Dar liberdade para que os funcionários possam escolher a
hora de chegar ao trabalho não é uma medida exclusiva de grandes empresas. Na
Companhia de Idiomas, com apenas 20 funcionários na sede administrativa, em São
Paulo, a prática já existe há mais de dez anos. A sócia-diretora Rosângela
Souza diz que o principal critério para os profissionais decidirem o horário de
entrada entre 6h45, quando a empresa abre, até as 10h, é o trânsito -
independentemente de uso de carro ou transporte público. Quase todos preferem
chegar perto das 7h ou depois das 10h. "Qualidade de vida é você escolher
o que fazer com o seu tempo", diz.
Bicicleta é opção
para chegar ao trabalho
Há alguns anos, quando morou em San Ramon, cidade americana
próxima de San Francisco, Fabiana Schaeffer se acostumou a usar a bicicleta
para "fazer tudo". Ao voltar dos Estados Unidos, há 14 anos,
pretendia adotar o mesmo hábito em São Paulo. "Fui desestimulada. Todo
mundo dizia que aqui era um horror, que eu iria morrer", lembra.
O projeto ficou adormecido até o início deste ano, quando
ela precisou emprestar o carro para uma pessoa próxima por duas semanas. Nesse
tempo, com o incentivo do marido, de um cliente e de um colega de trabalho,
passou a pedalar para percorrer o trajeto de três quilômetros entre sua casa,
em Moema, e o escritório, na Vila Olímpia. O percurso, que de carro demorava de
45 minutos a uma hora, de bicicleta leva entre 10 e 15 minutos.
Fabiana afirma que, de fato, percebeu diferenças entre
pedalar na capital paulista e em cidades do exterior. "Falta a cultura do
uso e não há regulamentação. Lá fora, o ciclista também tem regras a cumprir.

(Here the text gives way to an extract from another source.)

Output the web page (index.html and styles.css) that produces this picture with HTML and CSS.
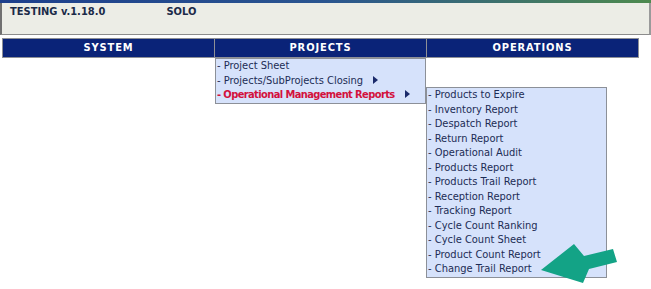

Minha bike nos EUA tinha até placa." Nas ruas de São Paulo, não abre mão
do colete brilhante e do capacete.
Hoje com 43 anos de idade, é sócia do irmão na agência de
comunicação Netza. Ao andar de bicicleta, calça tênis e veste roupa de
ginástica, que troca pelo traje mais formal de trabalho quando chega à empresa.
Em dias de muito calor, toma um banho antes de colocar a vestimenta de
executiva. "Temos um vestiário no escritório para todos os funcionários e
colaboradores", diz.
Incentivar o uso da bicicleta é política na Salve, agência
de marketing digital. "Toda empresa reflete o dono", considera James
Scavone, de 39 anos, um dos quatro sócios. Adeptos do meio de transporte, eles
analisaram o mapa de São Paulo antes de se decidirem pela localização do
escritório, há cerca de seis anos. "Situamos potenciais clientes e
posicionamos a sede em um local acessível, no Itaim", afirma. No prédio,
conseguiram transformar uma das sete vagas para carros em bicicletário.
De sua casa até o trabalho, Scavone contabiliza três
quilômetros "praticamente em linha reta". Em busca de mais espaço, a
agência vai se mudar para outro edifício na mesma região, com bicicletário e
vestiário.
Trocar o carro pela bicicleta foi uma decisão que
influenciou até seu jeito de trabalhar e fazer negócio. "Traçando um
paralelo com a agência, trata-se de pensar diferente." A cultura de se
locomover de modo mais sustentável é importante até na hora de selecionar e
reter profissionais. "Pessoas com uma filosofia parecida com a nosso
acabam permanecendo por mais tempo", diz Scavone.